Groundwater Modelling

The environmental problems faced by people exist because we exploit resources beyond their limits. Land is no exception; when it is used beyond its capability, problems will occur. Over-clearing, for example, usually leads to problems such as increased erosion and salinity of soil and water.

A majority of farmers are now convinced of the potential of trees and shrubs to lower watertables and therefore reduce soil salinity. However, they aren't always sure of the best place or how many they need or what groundwater control strategies will work on their properties. Cooperative farm planning is designed to help farmers develop a catchment scale plan to lower levels of the watertable and salinity. A computer model of groundwater flow of the catchment allows landholders to predict the depth of the watertable under different management options. This allows farmers and catchment groups to see the effects before they choose the best option for themselves.

High Water Use Farming Trial

In 1991, Land and Water Resources Research and Development Corporation (LWRRDC) funded a project to examine water use under different farming regimes. The area chosen was a distinct 90 ha catchment with salt affected areas in the valley floor and some hillside seepage areas.

The soil type was classed as gravelly loams (jarrah) in the upper and mid slopes with sand over clay (duplex soils) in the valley floor. A magnetometer survey of the catchment showed at least two dolerite dykes running across the catchment with associated saline areas. Mid slopes had bedrock at a depth of 20m and in the valleys bedrock appeared at 10m.

Contour banks were put in to control water flow into the head of the gully and 10 ha around the saline area was fenced and planted on the contour with a mixture of trees and perennial grasses.

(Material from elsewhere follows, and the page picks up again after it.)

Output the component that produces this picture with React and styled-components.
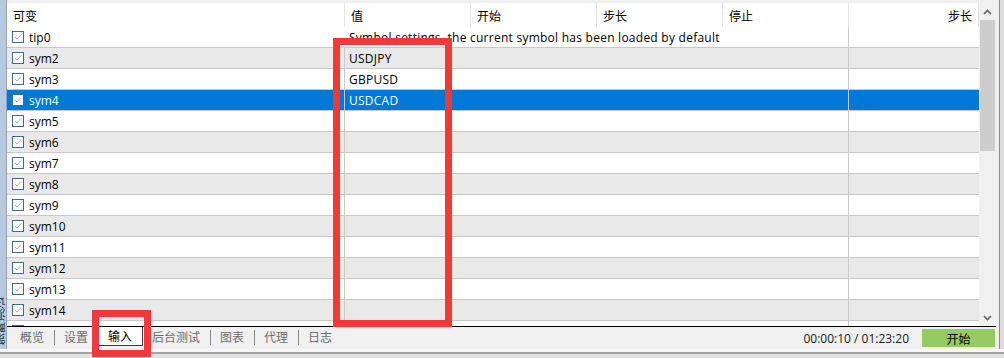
import { Fragment } from "react";
import styled, { createGlobalStyle } from "styled-components";

const GlobalStyle = createGlobalStyle`
  html, body {
    margin: 0;
    padding: 0;
    background: #f0f0f0;
  }
  body {
    font-family: "Open Sans", "Noto Sans CJK SC", sans-serif;
    font-size: 12px;
    color: #000;
  }
`;

const Frame = styled.div`
  position: relative;
  width: 1004px;
  height: 358px;
  overflow: hidden;
  display: flex;
  flex-direction: column;
  background: #f0f0f0;
`;

const Upper = styled.div`
  display: flex;
  height: 349px;
`;

const SideStrip = styled.div`
  width: 6px;
  background: #b7c9df;
  border-right: 1px solid #8ea3bf;
  overflow: hidden;
  display: flex;
  flex-direction: column;
  justify-content: flex-end;
  align-items: flex-end;
`;

const SideTitle = styled.span`
  writing-mode: vertical-rl;
  transform: rotate(180deg);
  font-family: "Noto Sans CJK SC", sans-serif;
  font-size: 12px;
  line-height: 12px;
  color: #1c2a3a;
  white-space: nowrap;
  padding-top: 4px;
`;

const Main = styled.div`
  flex: 1;
  display: flex;
  flex-direction: column;
  min-width: 0;
`;

const TopGap = styled.div`
  height: 3px;
  background: #f0f0f0;
`;

const TableArea = styled.div`
  display: flex;
  height: 323px;
`;

const Grid = styled.div`
  width: 972px;
  display: flex;
  flex-direction: column;
  overflow: hidden;
  background: #fff;
`;

const HeaderRow = styled.div`
  display: flex;
  height: 24px;
  flex-shrink: 0;
  background: #fff;
`;

const HeaderCell = styled.div`
  box-sizing: border-box;
  width: ${(p) => (p.$w ? `${p.$w}px` : "auto")};
  flex: ${(p) => (p.$w ? "none" : 1)};
  border-right: 1px solid #e4e4e4;
  padding: 0 6px;
  display: flex;
  align-items: center;
  justify-content: ${(p) => (p.$right ? "flex-end" : "flex-start")};
  font-family: "Noto Sans CJK SC", sans-serif;
  font-size: 12px;
`;

const Row = styled.div`
  display: flex;
  flex-shrink: 0;
  height: 20px;
  border-bottom: 1px solid #c9c9c9;
  background: ${(p) => (p.$selected ? "#0078d7" : p.$alt ? "#e9e9e9" : "#fff")};
  color: ${(p) => (p.$selected ? "#fff" : "#000")};
`;

const NameCell = styled.div`
  width: 337px;
  display: flex;
  align-items: center;
  gap: 5px;
  padding-left: 5px;
  box-sizing: border-box;
`;

const ValueCell = styled.div`
  box-sizing: border-box;
  width: 504px;
  display: flex;
  align-items: center;
  padding-left: 4px;
  white-space: nowrap;
  letter-spacing: 0.25px;
  border-left: 1px solid ${(p) => (p.$noLine ? "transparent" : "#c9c9c9")};
`;

const TailCell = styled.div`
  flex: 1;
  border-left: 1px solid #c9c9c9;
`;

const Box = styled.span`
  width: 12px;
  height: 12px;
  box-sizing: border-box;
  border: 1px solid #45698f;
  background: #fff;
  display: flex;
  align-items: center;
  justify-content: center;
`;

const Scrollbar = styled.div`
  width: 17px;
  background: #f0f0f0;
  display: flex;
  flex-direction: column;
  align-items: center;
`;

const ScrollArrow = styled.div`
  height: 17px;
  width: 17px;
  display: flex;
  align-items: center;
  justify-content: center;
  flex-shrink: 0;
`;

const ScrollTrack = styled.div`
  flex: 1;
  width: 15px;
`;

const Thumb = styled.div`
  height: 131px;
  background: #cdcdcd;
`;

const TabBar = styled.div`
  height: 22px;
  border-top: 1px solid #000;
  display: flex;
  align-items: flex-start;
  justify-content: space-between;
  padding-left: 4px;
  padding-right: 1px;
`;

const Tabs = styled.div`
  display: flex;
  align-items: center;
  height: 19px;
`;

const Tab = styled.div`
  height: 19px;
  padding: 0 10px 0 9px;
  display: flex;
  align-items: center;
  box-sizing: border-box;
  font-family: "Noto Sans CJK SC", sans-serif;
  font-size: 12px;
  line-height: 14px;
  color: ${(p) => (p.$active ? "#000" : "#6d6d6d")};
  background: ${(p) => (p.$active ? "#fff" : "transparent")};
  border-right: ${(p) => (p.$active ? "1px solid #3c3c3c" : "none")};
  border-bottom: ${(p) => (p.$active ? "1px solid #3c3c3c" : "none")};
`;

const TabSep = styled.span`
  width: 1px;
  height: 15px;
  margin-top: 2px;
  background: #8a8a8a;
`;

const Status = styled.div`
  display: flex;
  align-items: center;
  gap: 13px;
  height: 22px;
`;

const Timer = styled.span`
  font-size: 12px;
  color: #1a1a1a;
`;

const StartButton = styled.div`
  width: 73px;
  height: 18px;
  background: #96ca62;
  display: flex;
  align-items: center;
  justify-content: center;
  font-family: "Noto Sans CJK SC", sans-serif;
  font-size: 12px;
  color: #000;
`;

const RightEdge = styled.div`
  width: 8px;
  background: #dcdcdc;
  border-left: 3px solid #efefef;
  box-sizing: border-box;
  box-shadow: inset 1px 0 0 #8c8c8c;
`;

const BottomEdge = styled.div`
  height: 9px;
  background: linear-gradient(#f8f8f8 0 3px, #a4a4a4 3px 5px, #e2e2e2 5px);
`;

const Highlight = styled.div`
  position: absolute;
  left: ${(p) => p.$x}px;
  top: ${(p) => p.$y}px;
  width: ${(p) => p.$w}px;
  height: ${(p) => p.$h}px;
  box-sizing: border-box;
  border: 7px solid #f0393b;
  pointer-events: none;
`;

const Check = () => (
  <svg width="10" height="10" viewBox="0 0 10 10">
    <polyline points="2,5 4,7 8,2.5" fill="none" stroke="#ababab" strokeWidth="1" />
  </svg>
);

const Chevron = ({ up }) => (
  <svg width="9" height="6" viewBox="0 0 9 6">
    <polyline
      points={up ? "1,5 4.5,1.5 8,5" : "1,1 4.5,4.5 8,1"}
      fill="none"
      stroke="#606060"
      strokeWidth="1.6"
    />
  </svg>
);

const columns = [
  { label: "可变", w: 338 },
  { label: "值", w: 126 },
  { label: "开始", w: 126 },
  { label: "步长", w: 126 },
  { label: "停止", w: 126 },
  { label: "步长", right: true },
];

const rows = [
  { name: "tip0", value: "Symbol settings, the current symbol has been loaded by default", merged: true },
  { name: "sym2", value: "USDJPY" },
  { name: "sym3", value: "GBPUSD" },
  { name: "sym4", value: "USDCAD", selected: true },
  { name: "sym5" },
  { name: "sym6" },
  { name: "sym7" },
  { name: "sym8" },
  { name: "sym9" },
  { name: "sym10" },
  { name: "sym11" },
  { name: "sym12" },
  { name: "sym13" },
  { name: "sym14" },
  { name: "sym15" },
];

const tabs = ["概览", "设置", "输入", "后台测试", "图表", "代理", "日志"];
const activeTab = 2;

const App = () => {
  return (
    <>
      <GlobalStyle />
      <Frame>
        <Upper>
          <SideStrip>
            <SideTitle>策略测试</SideTitle>
          </SideStrip>
          <Main>
            <TopGap />
            <TableArea>
              <Grid>
                <HeaderRow>
                  {columns.map((c, i) => (
                    <HeaderCell key={i} $w={c.w} $right={c.right}>
                      {c.label}
                    </HeaderCell>
                  ))}
                </HeaderRow>
                {rows.map((r, i) => (
                  <Row key={r.name} $alt={i % 2 === 1} $selected={r.selected}>
                    <NameCell>
                      <Box>
                        <Check />
                      </Box>
                      {r.name}
                    </NameCell>
                    <ValueCell $noLine={r.merged}>{r.value}</ValueCell>
                    <TailCell />
                  </Row>
                ))}
              </Grid>
              <Scrollbar>
                <ScrollArrow>
                  <Chevron up />
                </ScrollArrow>
                <ScrollTrack>
                  <Thumb />
                </ScrollTrack>
                <ScrollArrow>
                  <Chevron />
                </ScrollArrow>
              </Scrollbar>
            </TableArea>
            <TabBar>
              <Tabs>
                {tabs.map((t, i) => (
                  <Fragment key={t}>
                    {i > 0 && i - 1 !== activeTab && <TabSep />}
                    <Tab $active={i === activeTab}>{t}</Tab>
                  </Fragment>
                ))}
              </Tabs>
              <Status>
                <Timer>00:00:10 / 01:23:20</Timer>
                <StartButton>开始</StartButton>
              </Status>
            </TabBar>
          </Main>
          <RightEdge />
        </Upper>
        <BottomEdge />
        <Highlight $x={333} $y={38} $w={119} $h={289} />
        <Highlight $x={92} $y={310} $w={59} $h={47} />
      </Frame>
    </>
  );
};

export default App;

In setting up the trial, Roclea and Agriculture Western Australia chose to test a mixture of commercial trees and perennial pastures. Some non-commercial trees were chosen to protect a dam and link remnant vegetation. Watertable levels and growth rates were measured.

Results

Since 1991, watertable levels during summer have decreased 1.3m with the tree population and have risen 30cm on the slope above. Annual changes in the ground reflect seasonal rainfall. Ground waters rose rapidly in 1991-1992 and fell in 1994-1995 and are likely to jump again in high rainfall years.

Results show that the tree-planting program may have stabilised the valley, but has done nothing to reduce the rising watertable in upper slopes. Under this regime, there is a likelihood that more hillside seeps will develop.

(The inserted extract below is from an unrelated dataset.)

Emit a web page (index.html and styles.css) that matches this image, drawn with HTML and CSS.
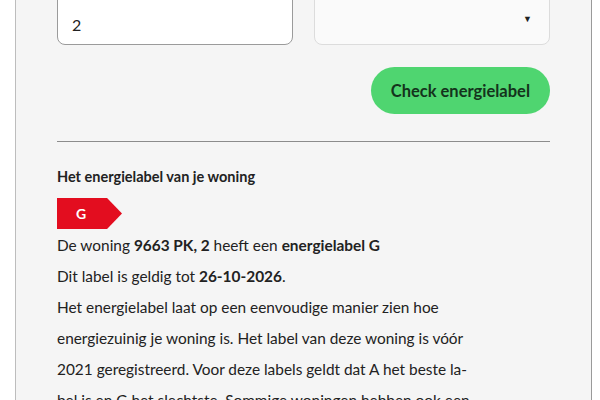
FILE: index.html
```html
<!DOCTYPE html>
<html lang="nl">
<head>
    <meta charset="UTF-8">
    <meta name="viewport" content="width=device-width, initial-scale=1.0">
    <title>Energielabel check</title>
    <link rel="stylesheet" href="styles.css">
</head>
<body>

    <div class="panel">
        <form class="check-form">
            <div class="fields">
                <input class="field" type="text" value="2">
                <div class="field select">
                    <span class="arrow">&#9660;</span>
                </div>
            </div>
            <div class="actions">
                <button type="button" class="check-button">Check energielabel</button>
            </div>
        </form>

        <hr class="divider">

        <div class="result">
            <h3>Het energielabel van je woning</h3>
            <div class="label label-g">G</div>
            <p>De woning <b>9663 PK, 2</b> heeft een <b>energielabel G</b></p>
            <p>Dit label is geldig tot <b>26-10-2026</b>.</p>
            <p class="info">Het energielabel laat op een eenvoudige manier zien hoe energiezuinig je woning is. Het label van deze woning is vóór 2021 geregistreerd. Voor deze labels geldt dat A het beste la&shy;bel is en G het slechtste. Sommige woningen hebben ook een energielabel met plussen.</p>
        </div>
    </div>

</body>
</html>
```

FILE: styles.css
```css
body {
    margin: 0;
    background-color: #fff;
    font-family: Lato, "Noto Sans", sans-serif;
    color: #222;
}

.panel {
    margin-left: 15px;
    width: 577px;
    box-sizing: border-box;
    background-color: #f5f5f5;
    border-left: 1px solid #bdbdbd;
    border-right: 1px solid #9a9a9a;
    padding: 0 41px 40px;
}

.fields {
    display: grid;
    grid-template-columns: 1fr 1fr;
    gap: 21px;
    margin-top: -12px;
}

.field {
    height: 57px;
    box-sizing: border-box;
    border-radius: 8px;
    font-family: inherit;
    font-size: 16px;
    color: #222;
    padding: 16px 14px 0;
}

input.field {
    background-color: #fff;
    border: 1px solid #9b9b9b;
    outline: none;
}

.select {
    background-color: #fafafa;
    border: 1px solid #dcdcdc;
    display: flex;
    justify-content: flex-end;
    align-items: center;
    padding: 3px 17px 0 0;
}

.arrow {
    font-size: 9px;
    color: #222;
}

.actions {
    display: flex;
    justify-content: flex-end;
    margin-top: 22px;
}

.check-button {
    height: 47px;
    padding: 0 20px;
    border: none;
    border-radius: 24px;
    background-color: #4fd570;
    color: #14331c;
    font-family: inherit;
    font-size: 16.5px;
    font-weight: bold;
    cursor: pointer;
}

.divider {
    border: none;
    border-top: 1px solid #8c8c8c;
    margin: 27px 0 0;
}

.result h3 {
    font-size: 14.5px;
    margin: 26px 0 13px;
}

.label {
    width: 65px;
    height: 31px;
    line-height: 31px;
    padding-left: 19px;
    box-sizing: border-box;
    color: #fff;
    font-size: 14px;
    font-weight: bold;
    clip-path: polygon(0 0, 77% 0, 100% 50%, 77% 100%, 0 100%);
}

.label-g {
    background-color: #e30d1f;
    margin-bottom: 1px;
}

.result p {
    font-size: 15.4px;
    line-height: 31px;
    margin: 0;
}

.result .info {
    max-width: 418px;
}
```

Commercial growth rates in bluegums have occurred in fresher areas; some parts of the plantation have grown 40 cubic metres of wood by year 4. In saltier areas, the plantings are not economically viable.

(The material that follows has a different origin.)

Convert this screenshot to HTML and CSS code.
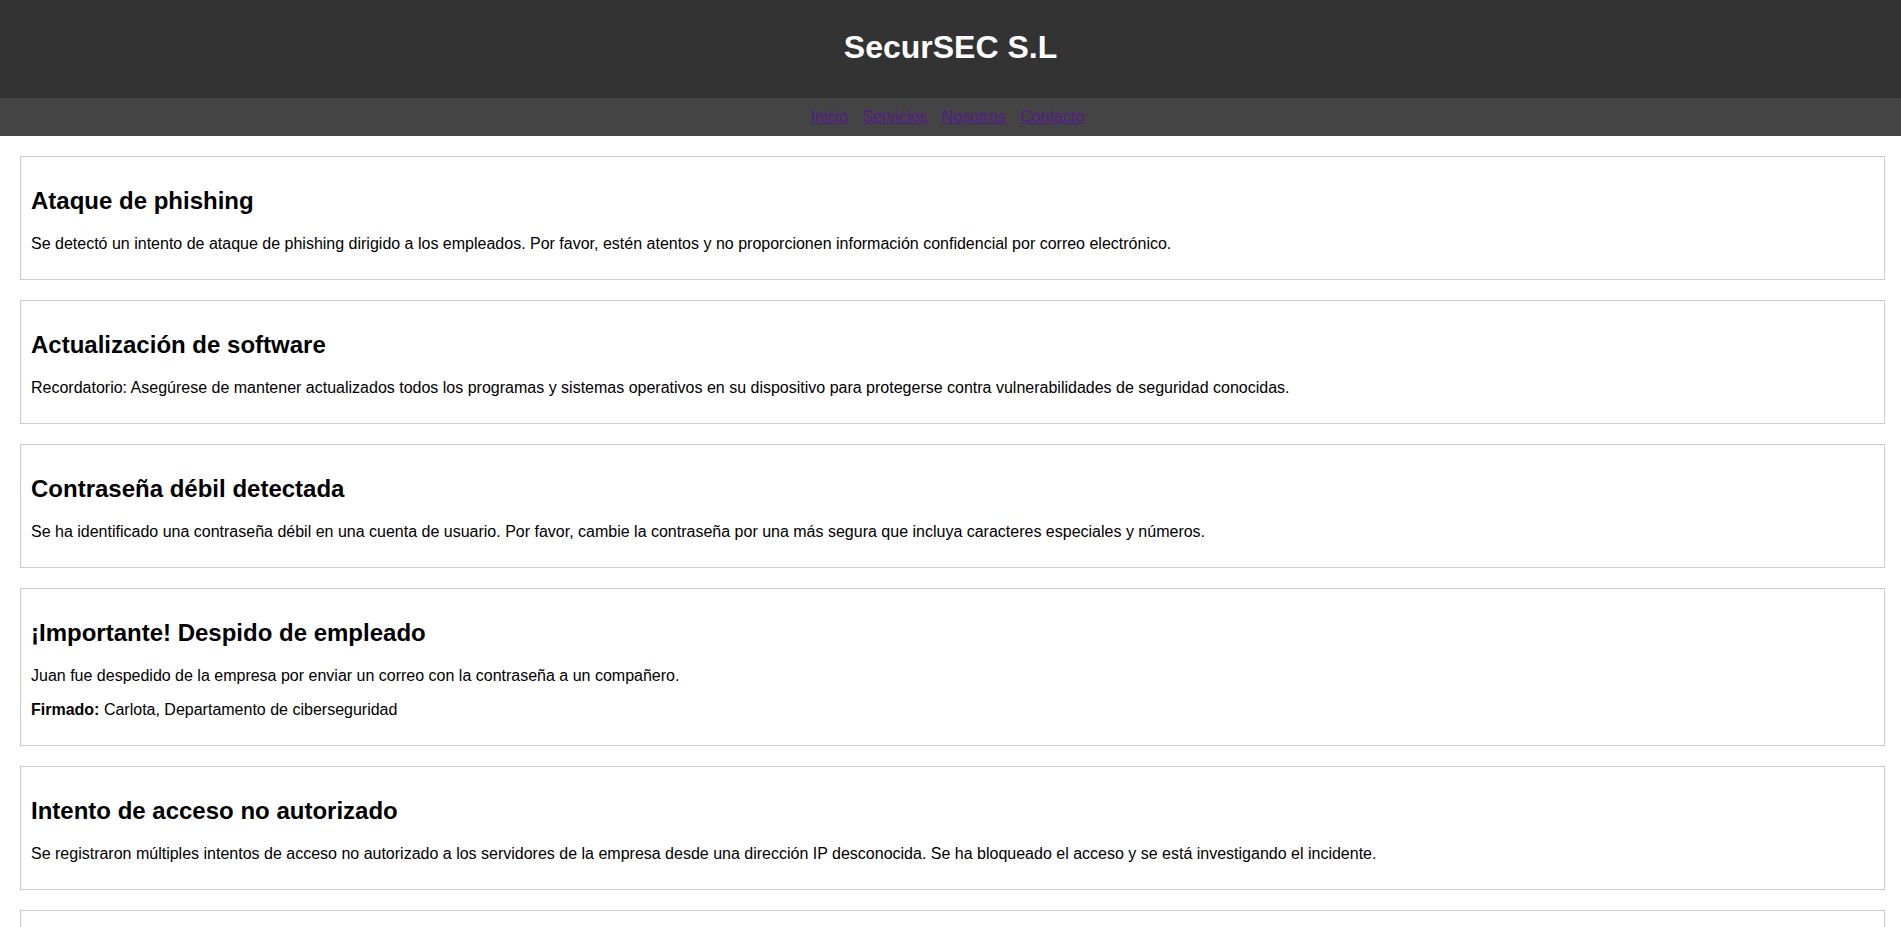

Salt tolerant clones of swamp sheoaks (Casuarina glauca and Casuarina obesa) are growing well in bare salt scalds and swamp mallet (Eucalyptus spathulata) and E. raveretiana in patchy barley grass areas.

Perennial pastures on trial include phalaris (Phalaris aquatica), cocksfoot (Dactylis glomerata), fescue (Festuca arundinacea), tall wheat-grass (Thinopyrum elongatum) and puccinellia (Puccinellia ciliata). The best performers are tall wheat-grass and puccinellia (Puccinellia ciliata). The best performers are tall wheat-grass and puccinellia.